If someone applied to the same consulate yesterday, it might change by next week. The only way is to ask them directly & get them to write it down!


----------



## Elyles (Aug 30, 2012)

surabela said:


> We will be applying at the Houston consulate.


 they are more than cooperative. I would also contact with the expat office with the Madrid consulate here. They have an employee whose only job is to work with expats. Keep in mind that to move stuff here you will need a Spanish form available at the US Consulate in Barcelona or Madrid. It helps to get your personal items through Customs without paying VAT tax on them. If you are using international movers they will do this for you. Just dot all your i's and cross all your t's.


----------



## lorort (Dec 24, 2015)

Surabela, This infö is from the consulate in Houston:
Proof of enough periodic income (investments, annuities, sabbaticals and any other source of income) to live in Spain without working. The minimum income required is 25,560 Euros annually plus 6,390 Euros per each additional family member. All documentation must be certified translated into Spanish.


----------



## surabela (May 13, 2016)

lorort said:


> Surabela, This infö is from the consulate in Houston:
> Proof of enough periodic income (investments, annuities, sabbaticals and any other source of income) to live in Spain without working. The minimum income required is 25,560 Euros annually plus 6,390 Euros per each additional family member. All documentation must be certified translated into Spanish.

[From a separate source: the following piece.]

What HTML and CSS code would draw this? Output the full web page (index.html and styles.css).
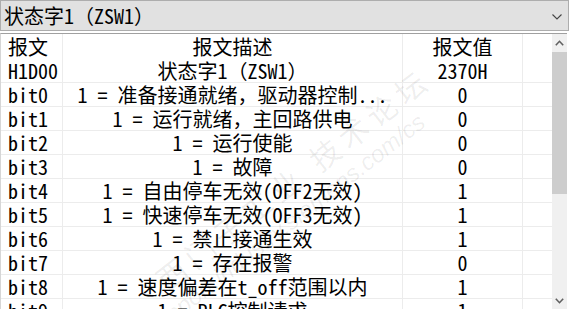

Thanks. I saw that, but I had heard somewhere that it actually depends on where you want to live, and that there is a higher figure for Barcelona. Has this been anyone's experience?


----------



## lorort (Dec 24, 2015)

It doesn't matter where you will live in Spain the requirements are the same if you go through the Spanish Consulate in Houston. I have heard that different Spanish consulate have different requirements if you look at the consulate out of Miami they don't have a money amount. This is the website for Houston and if you email them they really good about answering you questions.

https://consulategeneralofspaininhouston.acuityscheduling.com/


----------



## Elyles (Aug 30, 2012)

lorort said:


> It doesn't matter where you will live in Spain the requirements are the same if you go through the Spanish Consulate in Houston. I have heard that different Spanish consulate have different requirements if you look at the consulate out of Miami they don't have a money amount. This is the website for Houston and if you email them they really good about answering you questions. https://consulategeneralofspaininhouston.acuityscheduling.com/


 The money amount is a Spanish State requirement. Also, as I have said many times, the US Consulates here in Spain have people whose jobs it is to work with expats. There are so few Americans moving here that when you ask them for any information, responses are quick as well via email.


----------



## kdsb (May 3, 2015)

When we applied for a non lucrative visa in Boston we initially just provided evidence of savings but they wanted proof of recurrent income, so we got letters from our employers (my husband will be working remotely). I am not sure how that works for actual retirees who may not have regular income. Perhaps it all still would have gone through without that, but they held our application until we could get the appropriate documentation.


----------